It didn't seem that hard to me. When you pick the range of minima (which seems like a good choice since we could go below zero otherwise) $$$A_{l,r}$$$, you get independent problems for $$$m = \sum_{i=1}^n \frac{i(i+1)}{2} C_i$$$ where we're counting the independent choices of $$$C_i \ge 0$$$, $$$C_n \gt 0$$$. We're summing up our DP over all choices of $$$l$$$, $$$r$$$, $$$m_{left}$$$, $$$m_{right}$$$ such that $$$N$$$ divides $$$M-m_{left}-m_{right}$$$ (since that determines the minimum value) and there are a few more observations like that $$$l$$$ and $$$r$$$ are close to the border and we can incorporate the "$$$N$$$ divides" part into our DP in the same way as we computed it.

Quite straightforward compared to A.

I just finished doing this problem, here is how I formally proved everything.

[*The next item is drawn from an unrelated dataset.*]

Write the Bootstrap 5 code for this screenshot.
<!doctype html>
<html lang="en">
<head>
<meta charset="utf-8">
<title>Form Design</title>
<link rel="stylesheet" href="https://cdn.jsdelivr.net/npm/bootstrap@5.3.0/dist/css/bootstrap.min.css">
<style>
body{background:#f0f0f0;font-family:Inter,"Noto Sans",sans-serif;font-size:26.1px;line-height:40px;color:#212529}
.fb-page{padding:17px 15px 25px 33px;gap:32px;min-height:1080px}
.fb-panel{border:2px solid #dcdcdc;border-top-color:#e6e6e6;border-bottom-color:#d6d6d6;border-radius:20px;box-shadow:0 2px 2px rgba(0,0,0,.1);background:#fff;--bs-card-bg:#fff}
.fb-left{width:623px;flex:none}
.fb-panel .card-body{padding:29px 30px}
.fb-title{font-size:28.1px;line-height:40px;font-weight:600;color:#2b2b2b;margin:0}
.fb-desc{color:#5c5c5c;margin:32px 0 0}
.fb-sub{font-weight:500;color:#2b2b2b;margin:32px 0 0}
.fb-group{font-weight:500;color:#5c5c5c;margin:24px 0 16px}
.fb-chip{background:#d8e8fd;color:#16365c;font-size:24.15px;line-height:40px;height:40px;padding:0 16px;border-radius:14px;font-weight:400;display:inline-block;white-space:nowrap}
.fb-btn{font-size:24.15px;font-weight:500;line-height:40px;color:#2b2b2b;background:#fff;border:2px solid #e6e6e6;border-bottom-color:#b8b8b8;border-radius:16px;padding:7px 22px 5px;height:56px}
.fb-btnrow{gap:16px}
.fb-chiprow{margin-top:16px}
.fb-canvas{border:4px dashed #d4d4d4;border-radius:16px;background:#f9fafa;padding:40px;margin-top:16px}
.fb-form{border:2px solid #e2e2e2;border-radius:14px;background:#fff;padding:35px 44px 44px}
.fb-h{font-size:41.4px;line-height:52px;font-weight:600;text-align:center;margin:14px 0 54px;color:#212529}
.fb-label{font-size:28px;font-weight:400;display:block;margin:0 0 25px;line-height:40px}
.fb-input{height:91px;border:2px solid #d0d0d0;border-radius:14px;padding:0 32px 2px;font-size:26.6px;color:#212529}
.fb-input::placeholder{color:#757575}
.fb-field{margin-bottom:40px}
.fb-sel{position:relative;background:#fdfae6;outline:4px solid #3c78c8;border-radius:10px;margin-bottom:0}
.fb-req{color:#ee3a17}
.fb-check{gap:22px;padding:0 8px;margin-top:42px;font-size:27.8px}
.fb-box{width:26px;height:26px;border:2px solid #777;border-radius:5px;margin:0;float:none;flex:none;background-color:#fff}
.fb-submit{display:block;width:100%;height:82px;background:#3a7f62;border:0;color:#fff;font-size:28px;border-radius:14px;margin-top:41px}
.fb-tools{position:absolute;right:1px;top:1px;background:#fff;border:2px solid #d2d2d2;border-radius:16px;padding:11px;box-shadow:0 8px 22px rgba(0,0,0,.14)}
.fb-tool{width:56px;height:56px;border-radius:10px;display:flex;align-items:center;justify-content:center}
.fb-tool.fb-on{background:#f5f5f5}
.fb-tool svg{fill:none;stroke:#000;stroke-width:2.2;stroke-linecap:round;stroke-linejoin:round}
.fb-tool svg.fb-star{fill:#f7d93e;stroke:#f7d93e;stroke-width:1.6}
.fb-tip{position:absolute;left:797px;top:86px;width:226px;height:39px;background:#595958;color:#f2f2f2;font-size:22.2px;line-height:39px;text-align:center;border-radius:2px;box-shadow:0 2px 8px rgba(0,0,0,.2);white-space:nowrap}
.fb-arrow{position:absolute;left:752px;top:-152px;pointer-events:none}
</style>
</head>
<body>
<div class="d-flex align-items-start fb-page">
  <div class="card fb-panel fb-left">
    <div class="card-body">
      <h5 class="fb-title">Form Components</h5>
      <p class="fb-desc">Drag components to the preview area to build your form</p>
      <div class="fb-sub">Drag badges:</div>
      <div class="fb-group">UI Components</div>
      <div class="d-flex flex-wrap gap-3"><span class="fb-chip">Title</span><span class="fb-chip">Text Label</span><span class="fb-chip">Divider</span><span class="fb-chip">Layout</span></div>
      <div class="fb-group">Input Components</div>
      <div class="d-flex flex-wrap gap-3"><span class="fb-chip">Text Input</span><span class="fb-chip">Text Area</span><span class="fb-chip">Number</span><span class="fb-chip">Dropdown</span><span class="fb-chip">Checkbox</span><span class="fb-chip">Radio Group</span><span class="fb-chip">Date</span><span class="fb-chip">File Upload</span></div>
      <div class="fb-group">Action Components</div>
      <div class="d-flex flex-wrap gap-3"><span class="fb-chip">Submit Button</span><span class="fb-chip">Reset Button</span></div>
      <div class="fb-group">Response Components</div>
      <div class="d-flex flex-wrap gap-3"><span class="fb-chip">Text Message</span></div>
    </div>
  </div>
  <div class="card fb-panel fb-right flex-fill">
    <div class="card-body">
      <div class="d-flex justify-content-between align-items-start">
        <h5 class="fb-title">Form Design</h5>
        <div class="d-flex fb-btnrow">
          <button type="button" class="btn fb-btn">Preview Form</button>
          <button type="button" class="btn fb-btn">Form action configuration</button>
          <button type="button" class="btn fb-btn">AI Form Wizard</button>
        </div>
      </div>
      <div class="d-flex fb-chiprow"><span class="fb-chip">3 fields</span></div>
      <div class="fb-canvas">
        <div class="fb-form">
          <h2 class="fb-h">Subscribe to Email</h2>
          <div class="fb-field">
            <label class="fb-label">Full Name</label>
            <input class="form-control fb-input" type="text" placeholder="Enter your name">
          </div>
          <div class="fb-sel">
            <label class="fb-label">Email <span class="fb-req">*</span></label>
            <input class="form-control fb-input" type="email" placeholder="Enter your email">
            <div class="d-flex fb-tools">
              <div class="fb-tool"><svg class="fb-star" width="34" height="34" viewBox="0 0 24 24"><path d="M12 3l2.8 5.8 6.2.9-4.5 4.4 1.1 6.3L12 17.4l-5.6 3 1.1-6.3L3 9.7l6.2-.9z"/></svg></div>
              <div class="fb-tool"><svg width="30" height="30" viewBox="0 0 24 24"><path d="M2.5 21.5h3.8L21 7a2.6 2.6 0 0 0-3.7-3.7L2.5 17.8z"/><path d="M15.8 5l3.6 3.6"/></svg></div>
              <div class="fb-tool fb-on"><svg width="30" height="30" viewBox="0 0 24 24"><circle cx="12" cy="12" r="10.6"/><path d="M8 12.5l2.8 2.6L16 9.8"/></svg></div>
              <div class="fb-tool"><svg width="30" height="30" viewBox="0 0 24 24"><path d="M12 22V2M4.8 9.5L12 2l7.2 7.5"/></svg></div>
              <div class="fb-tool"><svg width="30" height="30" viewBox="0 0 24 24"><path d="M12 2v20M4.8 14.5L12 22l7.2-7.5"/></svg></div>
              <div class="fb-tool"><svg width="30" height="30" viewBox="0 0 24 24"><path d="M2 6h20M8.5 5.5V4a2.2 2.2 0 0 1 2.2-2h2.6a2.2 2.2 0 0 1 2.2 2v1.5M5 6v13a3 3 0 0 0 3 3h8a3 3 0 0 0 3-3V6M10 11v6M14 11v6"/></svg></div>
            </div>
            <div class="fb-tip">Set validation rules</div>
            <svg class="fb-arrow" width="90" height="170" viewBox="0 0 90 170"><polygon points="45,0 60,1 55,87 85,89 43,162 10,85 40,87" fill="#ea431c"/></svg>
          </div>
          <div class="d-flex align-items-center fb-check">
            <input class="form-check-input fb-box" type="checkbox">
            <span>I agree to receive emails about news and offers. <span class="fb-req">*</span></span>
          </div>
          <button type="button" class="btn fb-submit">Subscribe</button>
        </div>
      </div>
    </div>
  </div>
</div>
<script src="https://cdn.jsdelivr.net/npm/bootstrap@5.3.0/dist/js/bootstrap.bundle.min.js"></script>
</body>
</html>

You want to prove: the expected value of the random variable $$$X$$$ which outputs the number of steps in a given operation (which is an occurrence) is the sum of probability of choosing each vertex, that is, for each vertex $$$i$$$, the probability that $$$i$$$ is in an occurrence.

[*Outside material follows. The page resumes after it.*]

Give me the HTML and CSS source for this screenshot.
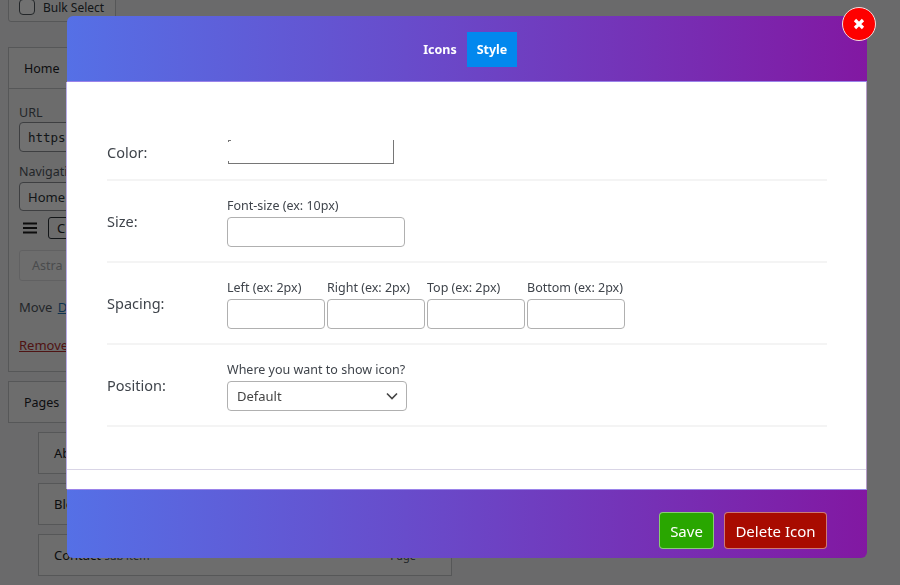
FILE: index.html
```html
<!DOCTYPE html>
<html lang="en">
<head>
<meta charset="utf-8">
<title>Menu icon</title>
<link rel="stylesheet" href="styles.css">
</head>
<body>
<div class="page">
  <div class="bulk"><span class="check"></span><span class="bulk-label">Bulk Select</span></div>
  <section class="item">
    <div class="item-head">Home</div>
    <div class="item-body">
      <div class="lbl">URL</div>
      <div class="field field-url mono">https://example.com</div>
      <div class="lbl nav-lbl">Navigation Label</div>
      <div class="field">Home</div>
      <div class="icons-row">
        <svg class="burger" width="16" height="12" viewBox="0 0 16 12"><path d="M1 1.5h14M1 6h14M1 10.5h14" stroke="#1d1d1d" stroke-width="2"/></svg>
        <span class="choose">Choose Icon</span>
      </div>
      <div class="astra">Astra</div>
      <div class="move">Move <a class="move-link">Down one</a></div>
      <div class="remove"><a class="remove-link">Remove</a></div>
    </div>
  </section>
  <section class="item pages"><div class="item-head">Pages</div></section>
  <div class="sub">About</div>
  <div class="sub">Blog</div>
  <div class="sub sub-split"><span>Contact <span class="sub-note">sub item</span></span><span class="sub-note">Page</span></div>
</div>

<div class="overlay"></div>

<div class="modal">
  <header class="modal-head">
    <span class="tab">Icons</span>
    <span class="tab tab-active">Style</span>
  </header>
  <main class="modal-body">
    <div class="rows">
      <div class="row row-color">
        <div class="row-name">Color:</div>
        <div class="color-box"></div>
      </div>
      <div class="row">
        <div class="row-name">Size:</div>
        <div class="cell">
          <div class="hint">Font-size (ex: 10px)</div>
          <div class="input input-size"></div>
        </div>
      </div>
      <div class="row">
        <div class="row-name">Spacing:</div>
        <div class="cell cell-multi">
          <div class="multi"><div class="hint">Left (ex: 2px)</div><div class="input"></div></div>
          <div class="multi"><div class="hint">Right (ex: 2px)</div><div class="input"></div></div>
          <div class="multi"><div class="hint">Top (ex: 2px)</div><div class="input"></div></div>
          <div class="multi"><div class="hint">Bottom (ex: 2px)</div><div class="input"></div></div>
        </div>
      </div>
      <div class="row">
        <div class="row-name">Position:</div>
        <div class="cell">
          <div class="hint">Where you want to show icon?</div>
          <div class="input select">
            <span>Default</span>
            <svg width="12" height="8" viewBox="0 0 12 8"><path d="M1 1.5l5 5 5-5" fill="none" stroke="#444" stroke-width="1.6"/></svg>
          </div>
        </div>
      </div>
    </div>
    <div class="rule"></div>
  </main>
  <footer class="modal-foot">
    <span class="btn btn-save">Save</span>
    <span class="btn btn-delete">Delete Icon</span>
  </footer>
  <div class="close">
    <svg width="12" height="12" viewBox="0 0 12 12"><path d="M2 2l8 8M10 2l-8 8" stroke="#fff" stroke-width="3.2"/></svg>
  </div>
</div>
</body>
</html>
```
FILE: styles.css
```css
* { box-sizing: border-box; }
html, body { margin: 0; height: 100%; overflow: hidden; }
body {
  background: #f0f0f1;
  font-family: "Noto Sans", "Open Sans", sans-serif;
  color: #1d2327;
  font-size: 13px;
}
.page { padding: 0 0 0 8px; width: 460px; }
.bulk {
  width: 108px; height: 30px; margin-top: -8px;
  border: 1px solid #c3c4c7; border-radius: 3px; background: #f6f7f7;
  display: flex; align-items: center; padding-left: 10px; gap: 8px;
}
.check { width: 16px; height: 16px; border: 1px solid #50575e; border-radius: 4px; background: #fff; }
.bulk-label { font-size: 12px; color: #2c3338; }
.item { width: 444px; margin-top: 25px; border: 1px solid #c3c4c7; background: #f6f7f7; }
.item-head { height: 40px; padding: 0 15px; display: flex; align-items: center; font-size: 12.5px; }
.item-body { height: 283px; border-top: 1px solid #c3c4c7; padding: 15px 10px 0; background: #f3f3f4; }
.lbl { font-size: 12.5px; line-height: 18px; color: #50575e; }
.nav-lbl { margin: 11px 0 1px; }
.field {
  height: 29px; width: 300px; border: 1px solid #8c8f94; border-radius: 4px; background: #fff;
  padding: 0 8px; display: flex; align-items: center; font-size: 13px; color: #2c3338;
}
.field-url { height: 30px; }
.mono { font-family: "DejaVu Sans Mono", monospace; font-size: 12.5px; }
.icons-row { display: flex; align-items: center; gap: 10px; height: 32px; margin-top: 1px; margin-left: 3px; }
.choose { border: 1px solid #2c3338; border-radius: 3px; height: 22px; padding: 0 8px; display: flex; align-items: center; }
.astra {
  width: 300px; height: 31px; margin-top: 6px; padding: 0 12px; display: flex; align-items: center;
  border: 1px solid #dcdcde; border-radius: 3px; color: #a7aaad; background: #f6f7f7; font-size: 12.5px;
}
.move { margin-top: 17px; color: #50575e; font-size: 13px; }
.move-link { color: #2271b1; text-decoration: underline; margin-left: 2px; }
.remove { margin-top: 20px; font-size: 13px; }
.remove-link { color: #b32d2e; text-decoration: underline; }
.pages { margin-top: 9px; height: 42px; }
.sub {
  width: 414px; height: 42px; margin: 9px 0 0 30px; padding: 0 15px; display: flex; align-items: center;
  border: 1px solid #c3c4c7; background: #f6f7f7; font-size: 13px;
}
.sub-split { justify-content: space-between; padding-right: 35px; }
.sub-note { color: #50575e; font-size: 11px; }
.overlay { position: fixed; inset: 0; background: rgba(0, 0, 0, 0.555); }

.modal {
  position: absolute; left: 67px; top: 16px; width: 800px; height: 542px;
  display: flex; flex-direction: column;
  border-radius: 6px; overflow: visible;
}
.modal-head {
  height: 66px; flex: none; display: flex; justify-content: center; align-items: center;
  padding-top: 1px; padding-right: 4px; border-radius: 6px 6px 0 0;
  background: linear-gradient(90deg, #5570e6 0%, #6a48c8 47%, #8218a2 100%);
  border-bottom: 1px solid #9a83ea;
}
.tab { width: 54px; height: 35px; display: flex; align-items: center; justify-content: center; color: #fff; font-weight: 700; font-size: 12.5px; }
.tab-active { width: 50px; background: #0288ee; }
.modal-body {
  flex: 1; background: #fff; display: flex; flex-direction: column; margin-left: -1px;
  border-left: 1px solid #b9aee8; border-right: 1px solid #b69cc8;
}
.rows { flex: none; padding: 41px 39px 0 40px; }
.row { display: flex; align-items: center; min-height: 82px; padding-bottom: 2px; border-bottom: 2px solid #f4f4f4; color: #444; }
.row-color { min-height: 58px; height: 58px; padding-bottom: 0; }
.row-name { width: 121px; font-size: 14.5px; color: #3f444b; flex: none; padding-top: 1px; }
.color-box {
  width: 166px; height: 24px; margin-top: 1px;
  border-right: 1px solid #767676; border-bottom: 1px solid #767676;
  background:
    linear-gradient(#767676, #767676) 0 0 / 3px 1px no-repeat,
    linear-gradient(#767676, #767676) 0 0 / 1px 2px no-repeat,
    linear-gradient(#767676, #767676) 0 100% / 1px 2px no-repeat;
}
.cell { display: flex; flex-direction: column; margin-left: -1px; padding-top: 3px; }
.cell-multi { flex-direction: row; gap: 2px; }
.multi { width: 98px; display: flex; flex-direction: column; }
.hint { font-size: 12.5px; line-height: 17px; color: #3f444b; white-space: nowrap; margin-bottom: 3px; }
.input { height: 30px; width: 98px; border: 1px solid #b0b0b0; border-radius: 4px; background: #fff; }
.input-size { width: 178px; }
.select {
  width: 180px; display: flex; align-items: center; justify-content: space-between;
  padding: 0 8px 0 9px; font-size: 13px; color: #444;
}
.rule { margin-top: 42px; border-top: 1px solid #d9d5e6; }
.modal-foot {
  height: 69px; flex: none; display: flex; justify-content: flex-end; align-items: flex-start;
  gap: 10px; padding: 22px 40px 0 0; border-radius: 0 0 6px 6px; margin-top: auto;
  background: linear-gradient(90deg, #5570e6 0%, #6a48c8 47%, #8218a2 100%);
  border-top: 1px solid #9a83ea;
}
.btn {
  height: 37px; display: flex; align-items: center; color: #fff; font-size: 15px;
  border: 1px solid rgba(255, 255, 255, 0.45); border-radius: 4px;
}
.btn-save { width: 55px; justify-content: center; background: #29a600; }
.btn-delete { width: 103px; justify-content: center; background: #a80b00; }
.close {
  position: absolute; right: -9px; top: -9px; width: 34px; height: 34px; border-radius: 50%;
  background: #fe0000; border: 1px solid #f4dede; display: flex; align-items: center; justify-content: center;
}
```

$$$E[X(w)]=\sum_{w\in S}P(w)X(w)$$$, where $$$w$$$ is an occurrence and $$$S$$$ is the sample space.

Lets say that $$$w=v_1 v_2 ... v_k$$$, then $$$X(w)=k$$$, so that $$$P(w)X(w)=kP(w)=P(w)+P(w)+...+P(w)$$$.

Then for each vertex in an occurrence, we have $$$P(w)$$$ term for it in each term of the summation. If we rearrange these terms, we can get $$$E[X(w)]=\sum_{w\in S}P(w)X(w)=\sum_{w: 1 \in w} P(w)+\sum_{w: 2 \in w} P(w)+..+\sum_{w: n \in w} P(w)$$$.

(by collecting all terms of same vertices together)

So by $$$3^{rd}$$$ axiom of probability (since all occurrences are disjoint), $$$\sum_{w: j \in w} P(w)$$$ is just the probability that $$$j$$$ is in an occurrence, which is exactly what we set out to prove.